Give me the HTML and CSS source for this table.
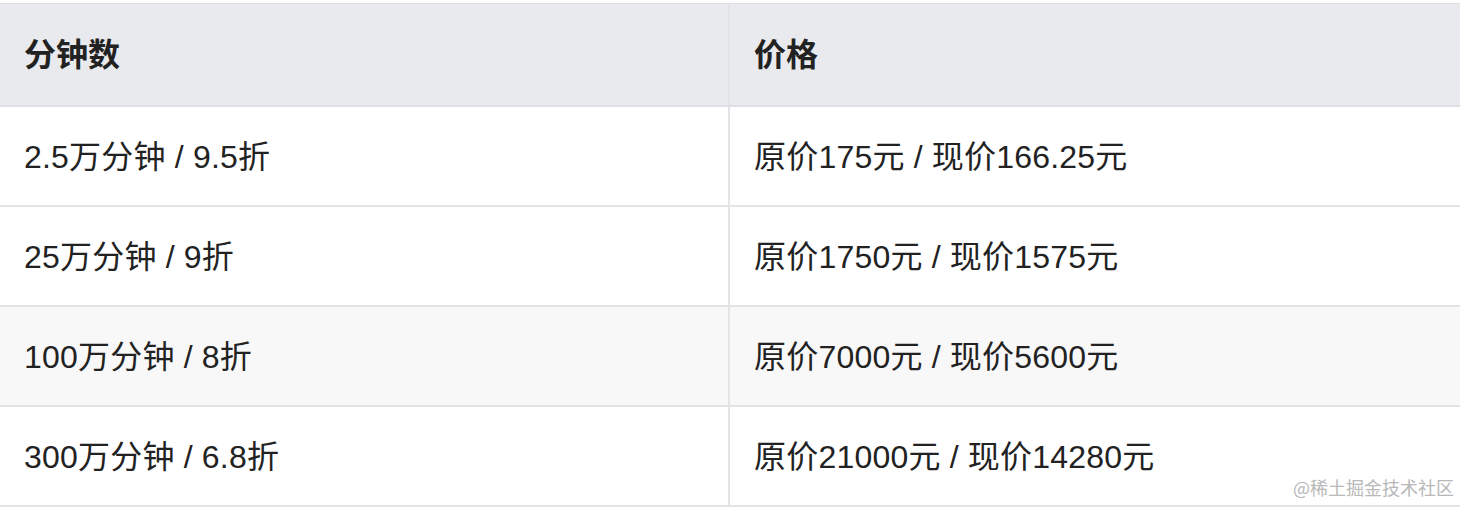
FILE: index.html
```html
<!DOCTYPE html>
<html lang="zh-CN">
<head>
<meta charset="utf-8">
<title>价格表</title>
<link rel="stylesheet" href="styles.css">
</head>
<body>
<div class="page">
  <table class="price-table">
    <thead>
      <tr><th class="col-a">分钟数</th><th class="col-b">价格</th></tr>
    </thead>
    <tbody>
      <tr><td>2.5万分钟 / 9.5折</td><td>原价175元 / 现价166.25元</td></tr>
      <tr><td>25万分钟 / 9折</td><td>原价1750元 / 现价1575元</td></tr>
      <tr class="shade"><td>100万分钟 / 8折</td><td>原价7000元 / 现价5600元</td></tr>
      <tr><td>300万分钟 / 6.8折</td><td>原价21000元 / 现价14280元</td></tr>
    </tbody>
  </table>
  <div class="watermark">@稀土掘金技术社区</div>
</div>
</body>
</html>
```
FILE: styles.css
```css
html, body {
  margin: 0;
  padding: 0;
  background: #ffffff;
}
.page {
  position: relative;
  width: 1460px;
  height: 508px;
  padding-top: 3px;
  box-sizing: border-box;
  font-family: "Liberation Sans", "Noto Sans CJK SC", sans-serif;
  color: #222222;
}
.price-table {
  width: 1460px;
  border-collapse: collapse;
  table-layout: fixed;
  border-top: 1px solid #dcdde0;
}
.col-a { width: 729px; }
.price-table th,
.price-table td {
  text-align: left;
  padding: 0 0 4px 24px;
  font-size: 32px;
  box-sizing: border-box;
}
.price-table th {
  height: 102px;
  background: #e9eaed;
  font-weight: bold;
  border-bottom: 2px solid #dedfe2;
}
.price-table th + th,
.price-table td + td {
  border-left: 2px solid #e3e4e6;
}
.price-table td {
  height: 100px;
  font-weight: normal;
  letter-spacing: 0.2px;
  border-bottom: 2px solid #e3e4e6;
}
.price-table tr.shade td {
  background: #f8f8f8;
}
.watermark {
  position: absolute;
  right: 6px;
  bottom: 8px;
  font-family: "Noto Sans CJK SC", sans-serif;
  font-size: 18px;
  color: #b8b8b8;
}
```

::::::::

## [Exercise]
Collect, from the material above, every line containing the word "table".

## [Result below]
Give me the HTML and CSS source for this table.
  <table class="price-table">
  </table>
.price-table {
  table-layout: fixed;
.price-table th,
.price-table td {
.price-table th {
.price-table th + th,
.price-table td + td {
.price-table td {
.price-table tr.shade td {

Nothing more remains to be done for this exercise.